Afamelanotide is the international nonproprietary name.

==History==
α-MSH was first isolated in the 1950s and its primary structure determined. By the 1960s, its role in promoting melanin diffusion was understood.

In the 1980s, the University of Arizona synthesised more potent analogs of a-MSH, including afamelanotide. Afamelanotide was initially named melano-tan (or melanotan-I) due to its ability to tan skin with minimal sun exposure. Later, melanotan-II was synthesised.

Following initial development at the University of Arizona as a sunless tanning agent, the Australian company Clinuvel conducted further clinical trials in that and other indications, and brought the drug to market in the European Union, the United States, and Australia.

To pursue the tanning agent, melanotan-I was licensed by Competitive Technologies, a technology transfer company operating on behalf of University of Arizona, to an Australian startup called Epitan, which changed its name to Clinuvel in 2006.

Early clinical trials showed that the peptide had to be injected about ten times a day due to its short half-life, so the company collaborated with Southern Research in the US to develop a depot formulation that would be injected under the skin, and release the peptide slowly. This was done by 2004.

Multiple studies on the clinical effects of afamelanotide were conducted. According to ClinicalTrials.gov, Clinuvel sponsored several trials between 2007 and 2011 to explore its effects on erythropoietic protoporphyria, vitiligo, polymorphous light eruption, solar urticaria and acne vulgaris. Additionally, one trial aimed to assess its role in preventing actinic keratosis in organ transplant recipients. Further trials were pursued for the first two conditions, while results for the latter three were not published. Following the initial trials, research efforts centered on erythropoietic protoporphyria, and due to the epidemiology of the condition.

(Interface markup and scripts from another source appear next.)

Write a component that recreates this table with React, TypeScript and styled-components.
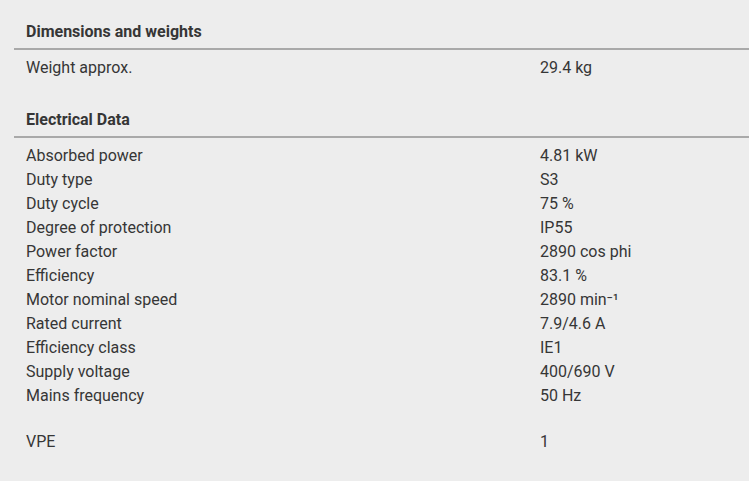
import React from "react";
import styled, { createGlobalStyle } from "styled-components";

const GlobalStyle = createGlobalStyle`
	body {
		margin: 0;
		background: #ededed;
		font-family: Roboto, "Open Sans", sans-serif;
		color: #363636;
	}
`;

const Page = styled.div`
	padding: 0 0 0 14px;
	overflow: hidden;
`;

const Section = styled.section`
	& + & {
		margin-top: 8px;
	}
`;

const Heading = styled.h3`
	margin: 0;
	padding: 20px 12px 4px;
	font-size: 16px;
	line-height: 24px;
	font-weight: 700;
	color: #363636;
	border-bottom: 2px solid #a9a9a9;
`;

const Table = styled.div`
	display: grid;
	grid-template-columns: 514px 1fr;
	padding: 6px 12px 0;
`;

const Cell = styled.div<{ $gap?: boolean }>`
	font-size: 16px;
	line-height: 24px;
	white-space: nowrap;
	margin-top: ${(p) => (p.$gap ? "22px" : "0")};
`;

type Row = { label: string; value: string; gap?: boolean };

const dimensions: Row[] = [{ label: "Weight approx.", value: "29.4 kg" }];

const electrical: Row[] = [
	{ label: "Absorbed power", value: "4.81 kW" },
	{ label: "Duty type", value: "S3" },
	{ label: "Duty cycle", value: "75 %" },
	{ label: "Degree of protection", value: "IP55" },
	{ label: "Power factor", value: "2890 cos phi" },
	{ label: "Efficiency", value: "83.1 %" },
	{ label: "Motor nominal speed", value: "2890 min⁻¹" },
	{ label: "Rated current", value: "7.9/4.6 A" },
	{ label: "Efficiency class", value: "IE1" },
	{ label: "Supply voltage", value: "400/690 V" },
	{ label: "Mains frequency", value: "50 Hz" },
	{ label: "VPE", value: "1", gap: true },
];

function DataTable({ rows }: { rows: Row[] }) {
	return (
		<Table>
			{rows.map((r) => (
				<React.Fragment key={r.label}>
					<Cell $gap={r.gap}>{r.label}</Cell>
					<Cell $gap={r.gap}>{r.value}</Cell>
				</React.Fragment>
			))}
		</Table>
	);
}

export default function App() {
	return (
		<>
			<GlobalStyle />
			<Page>
				<Section>
					<Heading>Dimensions and weights</Heading>
					<DataTable rows={dimensions} />
				</Section>
				<Section>
					<Heading>Electrical Data</Heading>
					<DataTable rows={electrical} />
				</Section>
			</Page>
		</>
	);
}
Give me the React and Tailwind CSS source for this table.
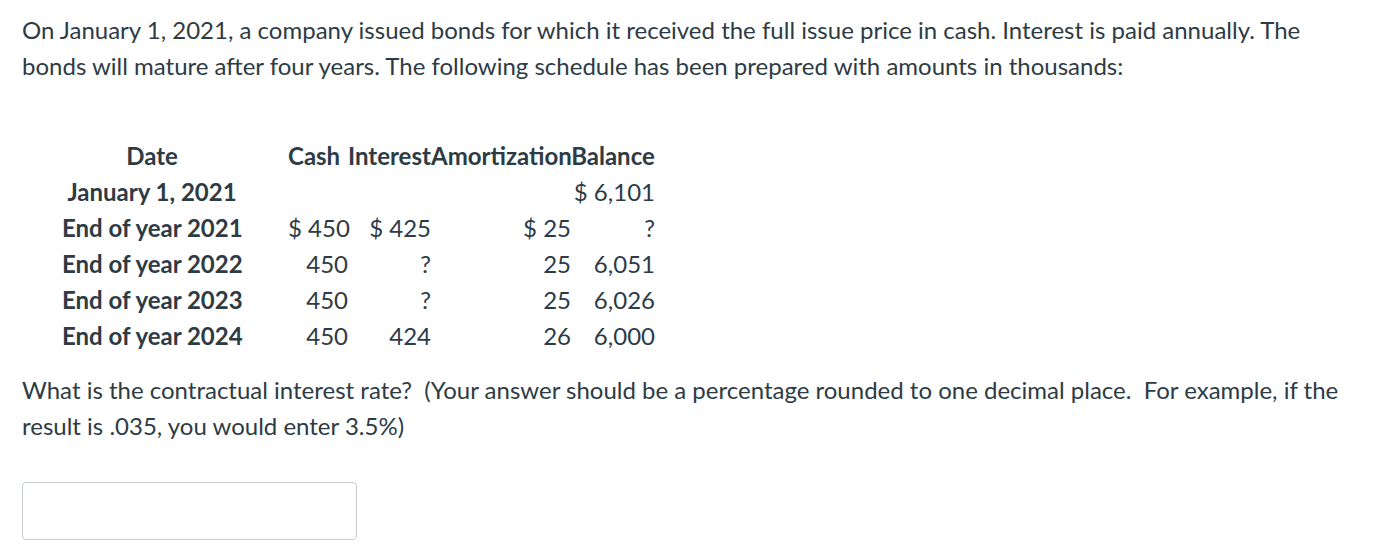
import React from 'react';

const rows = [
  { date: 'January 1, 2021', cash: '', interest: '', amort: '', balance: '$ 6,101' },
  { date: 'End of year 2021', cash: '$ 450', interest: '$ 425', amort: '$ 25', balance: '?' },
  { date: 'End of year 2022', cash: '450', interest: '?', amort: '25', balance: '6,051' },
  { date: 'End of year 2023', cash: '450', interest: '?', amort: '25', balance: '6,026' },
  { date: 'End of year 2024', cash: '450', interest: '424', amort: '26', balance: '6,000' },
];

const cols = 'grid grid-cols-[180px_46px_60px_83px_140px_84px]';

export default function App() {
  return (
    <div className="min-h-[555px] bg-white px-[22px] pt-[12px] text-[#2d3b45] text-[24px] leading-[36px] font-['Lato',sans-serif]">
      <p>
        On January 1, 2021, a company issued bonds for which it received the full issue price in cash. Interest is paid annually. The bonds will mature after four years. The following schedule has been prepared with amounts in thousands:
      </p>

      {/* Schedule */}
      <div className="mt-[54px] ml-[40px]">
        <div className={`${cols} font-bold`}>
          <div className="text-center">Date</div>
          <div />
          <div className="text-left whitespace-nowrap">Cash</div>
          <div className="text-center whitespace-nowrap">Interest</div>
          <div className="text-center whitespace-nowrap">Amortization</div>
          <div className="text-center whitespace-nowrap">Balance</div>
        </div>
        {rows.map((r) => (
          <div key={r.date} className={cols}>
            <div className="text-center font-bold whitespace-nowrap">{r.date}</div>
            <div />
            <div className="text-right whitespace-nowrap">{r.cash}</div>
            <div className="text-right whitespace-nowrap">{r.interest}</div>
            <div className="text-right whitespace-nowrap">{r.amort}</div>
            <div className="text-right whitespace-nowrap">{r.balance}</div>
          </div>
        ))}
      </div>

      <p className="mt-[18px] whitespace-pre-wrap">
        {'What is the contractual interest rate?  (Your answer should be a percentage rounded to one decimal place.  For example, if the result is .035, you would enter 3.5%)'}
      </p>

      <input
        type="text"
        className="mt-[38px] block w-[335px] h-[58px] rounded-[4px] border border-[#c7cdd1] bg-white outline-none"
      />
    </div>
  );
}
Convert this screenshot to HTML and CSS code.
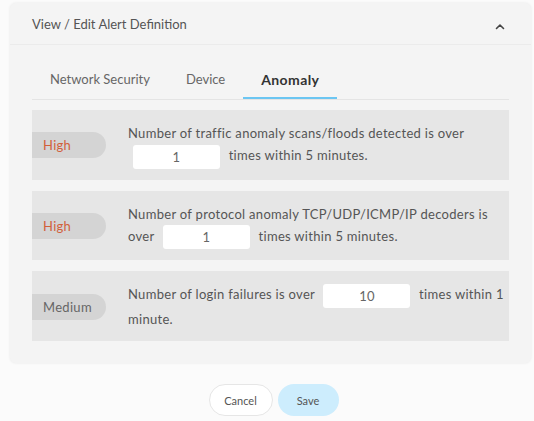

Clinuvel secured orphan drug for afamelanotide in both the US and the EU by 2010.

The first approval of afamelanotide came in May 2010 from the Italian Medicines Agency (AIFA, or Agenzia Italiana del Farmaco), followed by the European Medicines Agency (EMA) in January 2015. Both approvals were for the treatment of erythropoietic protoporphyria.

The US Food and Drug Administration (FDA) granted approval in October 2019 for the use of afamelanotide as a medication to alleviate pain caused by sun exposure in individuals with erythropoietic protoporphyria. This decision was largely based on three trials involving 244 adults aged 18–74 across 22 sites in the US and Europe, which had a focus on pain-free hours in sunlight, outdoor hours under varying light conditions, and side effects. The FDA designated it as a first-in-class medication, meaning it had a novel mechanism different from previously approved medications.

Between 2022 and 2023, trials were outlined to study the effects of afamelanotide on xeroderma pigmentosum and variegate porphyria, along with two additional trials exploring its impact on vitiligo. According to the register, as of April 2025, most of these trials are currently in the recruitment phase.

==Society and culture==
===Usage in general public===
A number of products are sold online and in gyms and beauty salons as "melanotan" or "melanotan-1" which discuss afamelanotide in their marketing.

Without a prescription, these drugs are not legally sold in many jurisdictions and are potentially dangerous.

Starting in 2007, health agencies in various countries began issuing warnings against their use.